NEW YORK - Coffee futures may spike next year because of a looming shortage of green coffee beans caused by growing consumer demand coupled with an off year in Brazil's biennial crop cycle.
Still, coffee traders have not yet priced in the risk of a deficit, reducing the probability that roasters will soon raise their list prices, which are used as a measure for setting prices for coffee shipped to supermarkets and store chains.
"I expect a supply problem, maybe even a supply crisis will hit us in the course of 2007, and it will not be over with for two years beyond," said Roland Veit, president of Paragon Coffee Trading Co. in New York.
"While I, and almost everyone else I know in the coffee business kind of agrees with this scenario, it is too early for the market to react," said Veit, who started his coffee career in 1972 as a commodities buyer for Nestle in Switzerland.

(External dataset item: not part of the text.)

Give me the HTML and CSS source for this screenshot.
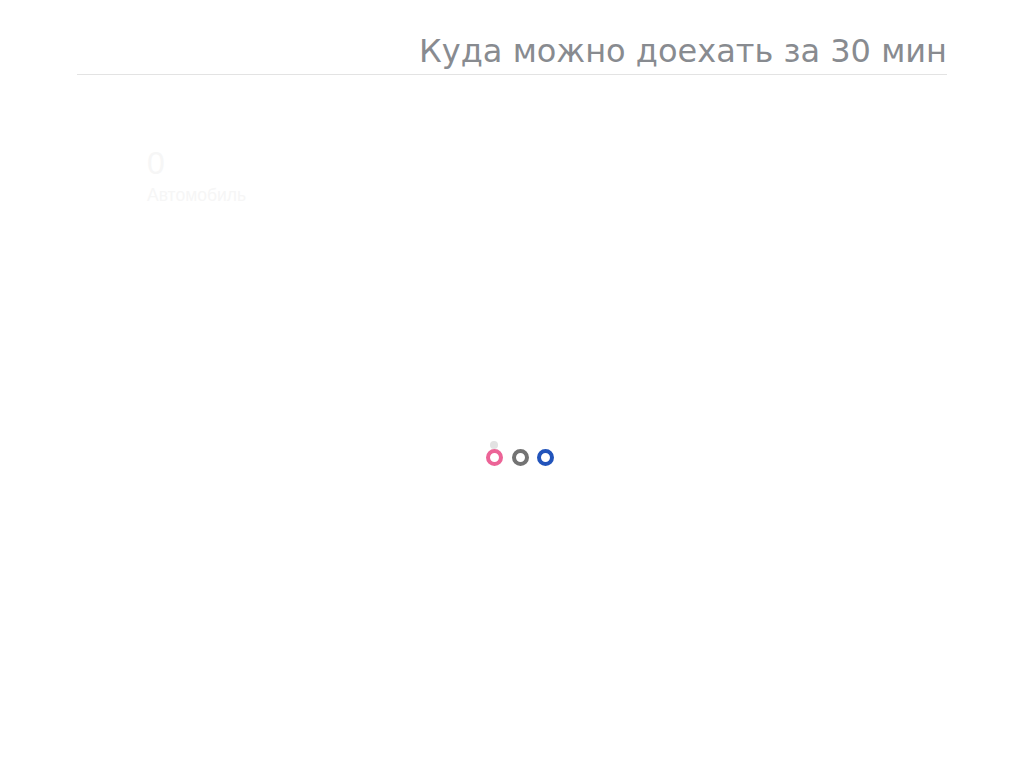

The International Coffee Organization expects world production in the 2006/07 season to reach 120 million 60-kg bags, up from about 107 million bags the previous season, thanks in large part to top coffee grower Brazil.
That's the good news. The trouble is that carryover stocks are low, consumption is rising and the coffee harvest in Brazil, which annually produces between 30-40 percent of world output, is based on a biennial cycle.
Brazilian coffee officials put the 2006/07 (July/June) crop at 40.62 million 60-kg bags, up 23 percent from the previous season due to an uptrend in arabica's biennial crop cycle.
But the country's 2007/08 harvest could drop to about 37 million bags, according to a Reuters poll earlier this month.
Global coffee consumption in 2006 is forecast between 118 and 123 million bags. And future supply may not be enough to cover growing demand fueled largely by emerging coffee markets in Asia and eastern Europe, as well as in producing countries.
"The demand side of the equation is shifting, and in two or three years you can really see global demand change," said James Cordier, president of Liberty Trading Group, a Florida-based commodity brokerage.